- [REQUIREMENT]
For each line of the data below that holds "styles", copy the line.

- [SUPPLIED MATERIAL]
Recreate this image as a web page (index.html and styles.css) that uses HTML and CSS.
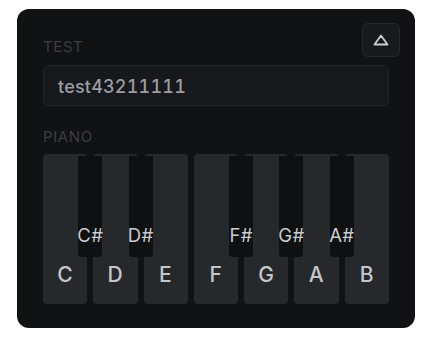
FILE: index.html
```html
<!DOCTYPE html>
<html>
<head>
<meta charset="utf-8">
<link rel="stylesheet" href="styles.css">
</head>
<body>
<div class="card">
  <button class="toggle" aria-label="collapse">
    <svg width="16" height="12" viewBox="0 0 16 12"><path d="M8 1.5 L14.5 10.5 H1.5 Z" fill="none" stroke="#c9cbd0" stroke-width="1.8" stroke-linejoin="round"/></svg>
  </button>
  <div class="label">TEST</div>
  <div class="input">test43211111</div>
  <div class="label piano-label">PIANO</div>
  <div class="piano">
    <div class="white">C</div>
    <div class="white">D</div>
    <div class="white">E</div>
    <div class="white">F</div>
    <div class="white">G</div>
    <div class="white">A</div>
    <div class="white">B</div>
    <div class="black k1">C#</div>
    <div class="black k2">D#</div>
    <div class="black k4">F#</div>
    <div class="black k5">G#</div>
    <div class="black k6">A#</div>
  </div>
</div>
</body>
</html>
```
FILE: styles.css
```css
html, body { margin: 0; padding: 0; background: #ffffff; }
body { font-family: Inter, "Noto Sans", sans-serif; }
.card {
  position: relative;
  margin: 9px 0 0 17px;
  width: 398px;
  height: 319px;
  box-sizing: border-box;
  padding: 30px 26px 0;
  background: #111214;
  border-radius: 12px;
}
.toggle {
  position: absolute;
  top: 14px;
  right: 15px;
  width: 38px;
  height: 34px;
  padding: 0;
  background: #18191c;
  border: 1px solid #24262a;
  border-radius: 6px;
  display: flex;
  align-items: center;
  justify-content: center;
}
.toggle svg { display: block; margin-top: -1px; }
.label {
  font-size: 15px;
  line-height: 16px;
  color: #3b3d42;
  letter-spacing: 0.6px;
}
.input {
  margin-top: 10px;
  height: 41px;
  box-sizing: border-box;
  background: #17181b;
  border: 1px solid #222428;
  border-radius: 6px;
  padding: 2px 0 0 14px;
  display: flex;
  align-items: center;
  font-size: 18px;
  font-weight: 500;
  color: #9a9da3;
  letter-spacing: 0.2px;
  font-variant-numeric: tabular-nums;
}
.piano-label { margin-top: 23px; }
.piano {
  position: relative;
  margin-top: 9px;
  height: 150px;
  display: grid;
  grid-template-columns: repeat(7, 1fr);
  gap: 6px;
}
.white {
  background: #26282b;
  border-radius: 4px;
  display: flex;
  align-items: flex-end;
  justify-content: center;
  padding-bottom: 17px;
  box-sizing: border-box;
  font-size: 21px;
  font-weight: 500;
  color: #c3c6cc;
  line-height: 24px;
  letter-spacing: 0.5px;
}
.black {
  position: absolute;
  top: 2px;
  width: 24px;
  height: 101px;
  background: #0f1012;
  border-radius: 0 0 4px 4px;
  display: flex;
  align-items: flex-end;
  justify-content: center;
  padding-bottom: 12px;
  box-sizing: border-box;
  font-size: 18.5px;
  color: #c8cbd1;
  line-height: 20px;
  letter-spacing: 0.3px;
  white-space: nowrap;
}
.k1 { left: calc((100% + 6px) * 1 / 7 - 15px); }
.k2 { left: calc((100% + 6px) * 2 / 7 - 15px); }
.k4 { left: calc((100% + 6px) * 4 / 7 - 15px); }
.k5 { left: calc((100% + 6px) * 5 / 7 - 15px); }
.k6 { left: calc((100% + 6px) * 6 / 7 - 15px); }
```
* * *
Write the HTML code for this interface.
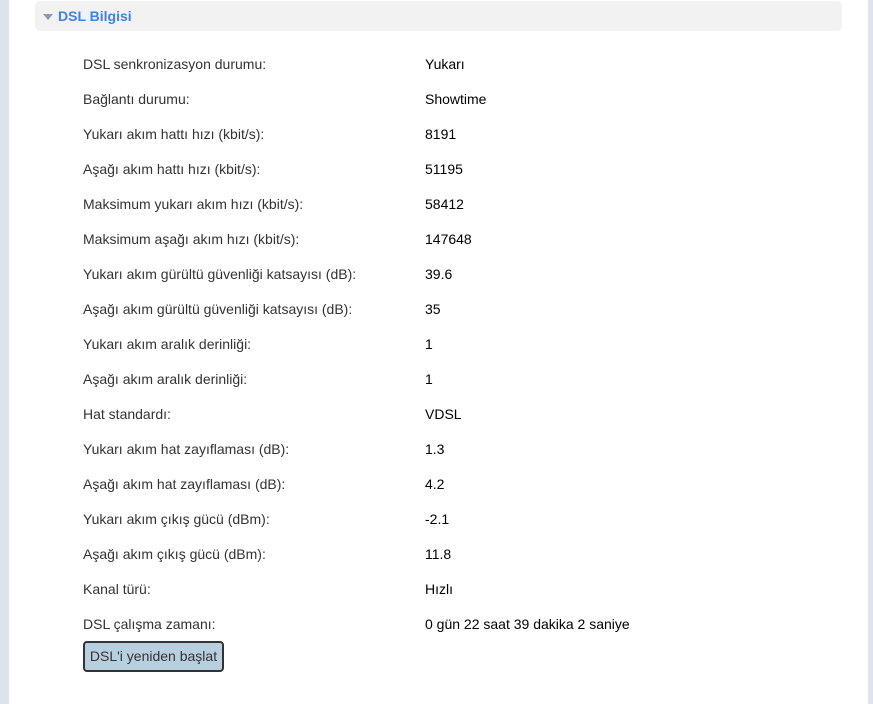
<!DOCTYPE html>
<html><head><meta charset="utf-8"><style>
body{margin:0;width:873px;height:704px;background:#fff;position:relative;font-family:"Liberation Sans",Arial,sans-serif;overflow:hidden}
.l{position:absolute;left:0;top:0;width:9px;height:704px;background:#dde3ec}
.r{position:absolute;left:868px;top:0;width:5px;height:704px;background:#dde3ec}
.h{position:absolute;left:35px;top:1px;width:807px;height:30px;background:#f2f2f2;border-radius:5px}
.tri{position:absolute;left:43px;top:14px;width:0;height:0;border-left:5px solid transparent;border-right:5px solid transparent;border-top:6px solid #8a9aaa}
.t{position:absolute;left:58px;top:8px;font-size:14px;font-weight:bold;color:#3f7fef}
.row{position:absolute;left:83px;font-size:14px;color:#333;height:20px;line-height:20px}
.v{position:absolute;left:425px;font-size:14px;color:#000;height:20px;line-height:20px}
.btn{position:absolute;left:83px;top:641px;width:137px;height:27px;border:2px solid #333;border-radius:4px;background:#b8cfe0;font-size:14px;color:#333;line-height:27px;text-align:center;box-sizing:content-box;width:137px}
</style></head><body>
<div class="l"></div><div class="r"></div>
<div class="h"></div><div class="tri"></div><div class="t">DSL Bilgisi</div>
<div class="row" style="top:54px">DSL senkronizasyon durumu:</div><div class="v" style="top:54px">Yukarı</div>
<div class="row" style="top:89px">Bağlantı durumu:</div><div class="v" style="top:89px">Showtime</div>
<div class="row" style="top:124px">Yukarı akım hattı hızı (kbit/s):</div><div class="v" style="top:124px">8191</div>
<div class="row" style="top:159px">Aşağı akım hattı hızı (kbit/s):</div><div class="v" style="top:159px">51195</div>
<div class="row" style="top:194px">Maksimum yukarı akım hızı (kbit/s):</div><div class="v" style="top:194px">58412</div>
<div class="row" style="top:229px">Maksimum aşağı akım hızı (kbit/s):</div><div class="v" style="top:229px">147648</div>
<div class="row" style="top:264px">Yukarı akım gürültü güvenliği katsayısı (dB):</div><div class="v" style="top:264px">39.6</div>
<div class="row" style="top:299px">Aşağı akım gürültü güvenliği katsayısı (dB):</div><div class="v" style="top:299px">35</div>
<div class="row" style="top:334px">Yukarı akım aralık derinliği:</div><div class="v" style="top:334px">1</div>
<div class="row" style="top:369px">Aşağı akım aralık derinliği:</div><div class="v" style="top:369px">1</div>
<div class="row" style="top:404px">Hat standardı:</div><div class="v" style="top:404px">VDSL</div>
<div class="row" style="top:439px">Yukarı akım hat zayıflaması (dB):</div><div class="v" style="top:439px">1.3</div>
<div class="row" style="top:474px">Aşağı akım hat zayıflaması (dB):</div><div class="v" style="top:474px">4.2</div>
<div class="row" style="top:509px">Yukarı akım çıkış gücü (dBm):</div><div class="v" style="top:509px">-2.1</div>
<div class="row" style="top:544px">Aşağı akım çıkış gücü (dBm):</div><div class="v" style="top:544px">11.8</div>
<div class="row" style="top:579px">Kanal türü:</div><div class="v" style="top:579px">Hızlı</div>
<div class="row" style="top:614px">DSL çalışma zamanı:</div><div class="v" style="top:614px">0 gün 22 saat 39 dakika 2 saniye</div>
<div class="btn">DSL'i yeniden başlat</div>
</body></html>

- [CORRECT OUTPUT]
Recreate this image as a web page (index.html and styles.css) that uses HTML and CSS.
<link rel="stylesheet" href="styles.css">
FILE: styles.css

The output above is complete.